Africa has the fastest growing digital consumer market and the largest working-age population in the world. The World Economic Forum* expects the population of Africa to double to 1-billion by 2050, exceeding that of China and India. The potential problems triggered by this boom in working-age youth is compounded by a lack of educational opportunities, technology training in particular. At the same time, African companies are scrambling to fill positions with employees who possess the right digital skills. Only one percent of African children leave school with basic coding skills.
In preparation for Africa Code Week, SAP has deployed its own IT experts as volunteers to train adults, parents, teachers and government staff, giving them the tools they need to bring coding knowledge to children and youth. To-date, they have already trained 1 500 educators.
Workshops for the 8-11 and 12-17 age groups are based on Scratch, the system developed by the MIT Media Lab to simplify the face of coding for the young generation.
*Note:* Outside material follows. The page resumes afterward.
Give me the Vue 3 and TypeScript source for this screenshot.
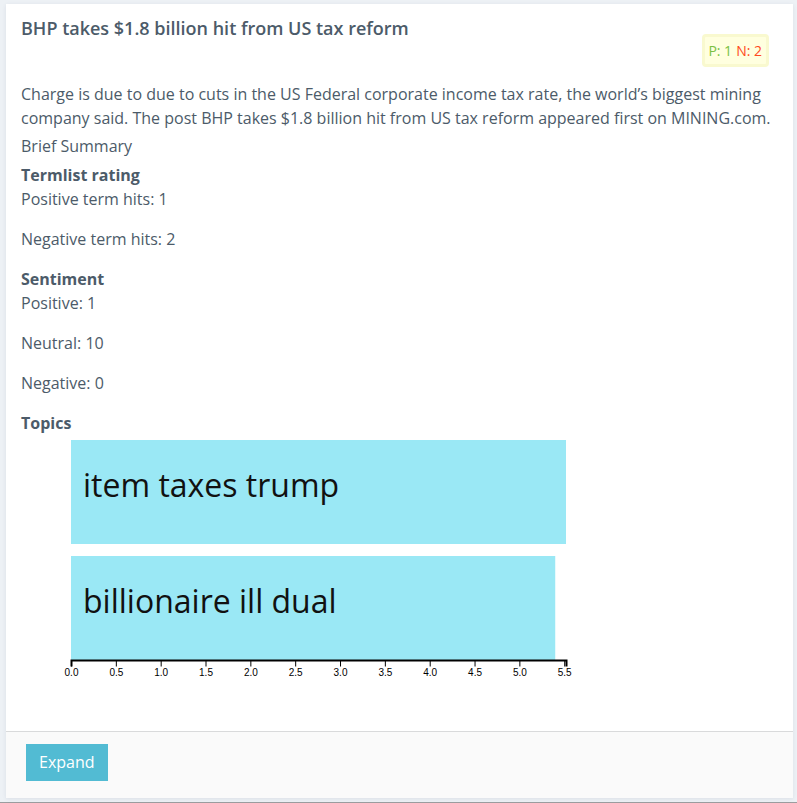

Provided free of charge, Scratch makes coding accessible to anyone and is being used by millions of kids and teens around the world to create and share interactive stories, animations and games. Via the openSAP platform, SAP also offers free massive open online courses (MOOCs) for those who cannot attend Africa Code Week events or who want to take their Scratch programming experience to the next level. Local organizers will be able to setup computer science clubs in schools and introduce students aged 9-14 to computer science using the free and easy-to-use Google CS First enrichment materials.
“Over the next decade, Africa’s youth will determine whether the continent wins or loses the game,” says Pfungwa Serima, executive chairman of SAP Africa. “The Digital Economy is here and the opportunities is presents are manifold. If we equip young Africans with the best technology, give them skills that make them relevant to the job market and empower them to be bold and innovative, we’ll see them do amazing things.”